Another element that makes this novel quietly brilliant is its refusal to stop at the end of the war. It would have been easy to end with the reuniting of the family and a hopeful look to the future now that the war is over. But Otsuka’s novel struggles, more than anything, to tell the story how it really might have been lived, by those who were never anywhere near the front lines, and yet had the war brought to them all the same. So it continues, past what we expect to be the happy ending. It explores not only the hardships of wartime itself, but also the aftermath of neighbors never coming home, slurs scrawled on the walls of homes and sidelong glances from people who used to be friends. It drives home to both readers and characters that life can never be what it was before.

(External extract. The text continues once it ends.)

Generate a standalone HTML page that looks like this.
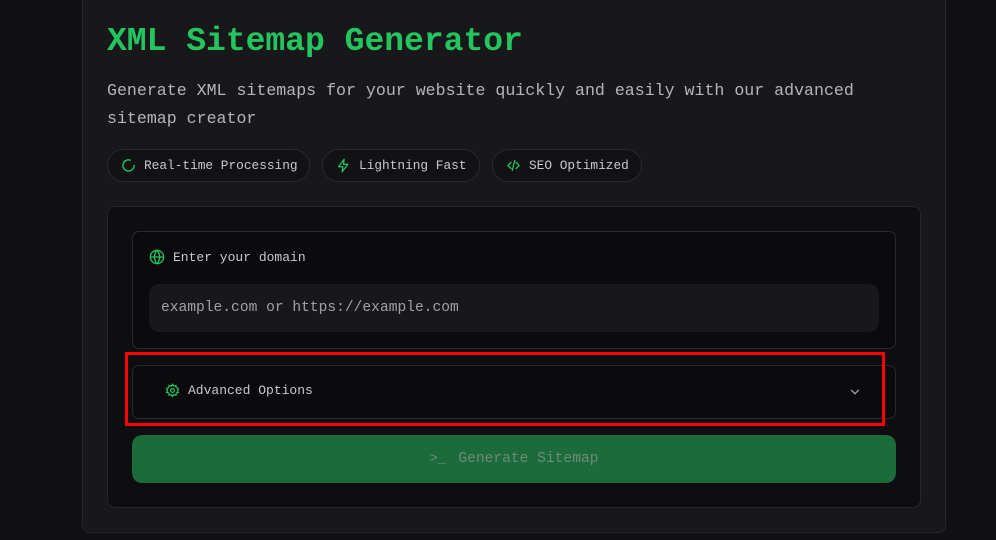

The story is told from five different perspectives: the mother, the daughter, the son, the children together and, briefly, the father. Yet, while almost all of the side characters have names, none of the family members do. They are rich, vibrant characters, effortlessly brought to life by Otsuka’s attention to detail, and yet they remain nameless and largely faceless. The narration also shifts, about three-quarters of the way through the novel, from third to first person. It is an upsetting, unexpected transition that wrenches you closer and deeper into these characters’ lives. The characters themselves are oddly dichotomous: somehow simultaneously Every Person, and yet also particular, highly empathetic characters. Like the plodding mundanity, interrupted by moments of shock, that characterizes Otsuka’s style and sets the atmosphere of her novel, these characters are a powerful stylistic choice. A cursory glance leaves them characterized as nothing more than nameless, faceless Japanese-Americans, numbers on a camp roster. However, even a few minutes of closer reading reveals dozens of details and unique qualities for each character. When the Emperor Was Divine is not a novel for plot and action. What little action there is passes slowly. It is, however, rich with detail and extraordinarily real.